EXERCISE OBJECTIVE
Report only the number of lines in this material that include the string "index".

SUPPLIED DATA
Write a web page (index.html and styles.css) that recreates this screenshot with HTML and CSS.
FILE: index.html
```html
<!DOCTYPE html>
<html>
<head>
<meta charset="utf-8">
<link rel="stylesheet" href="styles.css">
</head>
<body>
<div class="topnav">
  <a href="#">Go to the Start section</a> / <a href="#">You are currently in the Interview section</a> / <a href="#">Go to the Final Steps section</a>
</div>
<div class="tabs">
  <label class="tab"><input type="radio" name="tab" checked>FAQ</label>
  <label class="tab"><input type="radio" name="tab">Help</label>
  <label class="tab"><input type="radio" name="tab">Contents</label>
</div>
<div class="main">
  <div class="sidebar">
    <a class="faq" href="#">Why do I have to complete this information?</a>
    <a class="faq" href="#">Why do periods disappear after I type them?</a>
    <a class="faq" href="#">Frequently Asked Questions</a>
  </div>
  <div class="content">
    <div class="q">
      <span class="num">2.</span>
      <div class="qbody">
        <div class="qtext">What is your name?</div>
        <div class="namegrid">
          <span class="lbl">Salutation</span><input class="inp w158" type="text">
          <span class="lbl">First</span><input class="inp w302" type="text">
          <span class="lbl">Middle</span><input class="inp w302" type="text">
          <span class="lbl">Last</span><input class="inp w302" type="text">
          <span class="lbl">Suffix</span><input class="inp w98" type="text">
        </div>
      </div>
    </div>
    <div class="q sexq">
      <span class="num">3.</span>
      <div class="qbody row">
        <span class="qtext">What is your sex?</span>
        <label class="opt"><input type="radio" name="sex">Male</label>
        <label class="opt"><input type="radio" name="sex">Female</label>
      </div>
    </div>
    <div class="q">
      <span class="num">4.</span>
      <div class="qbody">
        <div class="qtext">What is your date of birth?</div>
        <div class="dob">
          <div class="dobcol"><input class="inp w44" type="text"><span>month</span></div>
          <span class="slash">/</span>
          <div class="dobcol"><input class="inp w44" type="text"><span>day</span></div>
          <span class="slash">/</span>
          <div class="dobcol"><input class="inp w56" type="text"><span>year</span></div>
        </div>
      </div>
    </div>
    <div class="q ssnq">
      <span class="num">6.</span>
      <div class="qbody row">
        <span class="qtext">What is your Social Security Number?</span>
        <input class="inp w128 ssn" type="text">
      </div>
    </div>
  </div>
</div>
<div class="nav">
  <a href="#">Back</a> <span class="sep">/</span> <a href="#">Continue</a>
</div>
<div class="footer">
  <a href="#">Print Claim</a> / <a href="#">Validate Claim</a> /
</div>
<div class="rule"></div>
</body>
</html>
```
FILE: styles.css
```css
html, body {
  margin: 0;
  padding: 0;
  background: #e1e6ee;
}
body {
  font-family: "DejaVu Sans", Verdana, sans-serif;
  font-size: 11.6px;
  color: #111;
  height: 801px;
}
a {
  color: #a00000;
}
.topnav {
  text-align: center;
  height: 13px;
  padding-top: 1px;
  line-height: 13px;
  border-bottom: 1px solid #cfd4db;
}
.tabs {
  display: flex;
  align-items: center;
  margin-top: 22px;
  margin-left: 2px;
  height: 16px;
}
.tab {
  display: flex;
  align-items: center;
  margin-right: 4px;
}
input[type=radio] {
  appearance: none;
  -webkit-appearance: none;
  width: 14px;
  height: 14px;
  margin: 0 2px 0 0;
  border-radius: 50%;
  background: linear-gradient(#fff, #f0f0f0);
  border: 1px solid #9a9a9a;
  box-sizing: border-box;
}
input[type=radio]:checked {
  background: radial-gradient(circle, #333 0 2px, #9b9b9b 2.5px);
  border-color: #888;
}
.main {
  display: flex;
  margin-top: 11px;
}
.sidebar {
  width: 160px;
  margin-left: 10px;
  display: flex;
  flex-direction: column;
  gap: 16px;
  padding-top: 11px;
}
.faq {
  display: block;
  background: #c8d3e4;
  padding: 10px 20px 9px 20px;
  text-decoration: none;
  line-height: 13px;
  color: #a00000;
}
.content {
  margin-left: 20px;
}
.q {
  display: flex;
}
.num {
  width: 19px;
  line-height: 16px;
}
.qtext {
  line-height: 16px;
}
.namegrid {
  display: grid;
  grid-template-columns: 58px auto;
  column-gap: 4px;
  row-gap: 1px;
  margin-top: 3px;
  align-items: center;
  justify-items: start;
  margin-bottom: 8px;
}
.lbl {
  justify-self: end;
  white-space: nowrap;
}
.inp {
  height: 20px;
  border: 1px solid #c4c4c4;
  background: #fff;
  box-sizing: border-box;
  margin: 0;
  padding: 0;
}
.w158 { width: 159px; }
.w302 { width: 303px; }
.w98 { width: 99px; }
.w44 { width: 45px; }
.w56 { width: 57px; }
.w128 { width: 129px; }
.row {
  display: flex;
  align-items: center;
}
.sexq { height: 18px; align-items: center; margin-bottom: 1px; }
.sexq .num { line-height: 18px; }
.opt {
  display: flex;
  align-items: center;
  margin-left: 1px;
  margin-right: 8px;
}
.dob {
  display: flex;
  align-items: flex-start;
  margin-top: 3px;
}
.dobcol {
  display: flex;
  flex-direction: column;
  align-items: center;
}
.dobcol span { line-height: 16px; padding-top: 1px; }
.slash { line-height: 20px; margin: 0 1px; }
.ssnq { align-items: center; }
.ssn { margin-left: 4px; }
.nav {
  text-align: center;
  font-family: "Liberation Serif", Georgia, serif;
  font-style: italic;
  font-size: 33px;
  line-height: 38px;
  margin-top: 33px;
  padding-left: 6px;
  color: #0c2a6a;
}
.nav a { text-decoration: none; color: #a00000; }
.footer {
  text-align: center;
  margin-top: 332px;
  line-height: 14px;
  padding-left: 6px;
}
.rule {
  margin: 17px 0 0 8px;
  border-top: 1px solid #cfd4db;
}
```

THE COMPLETED TASK
2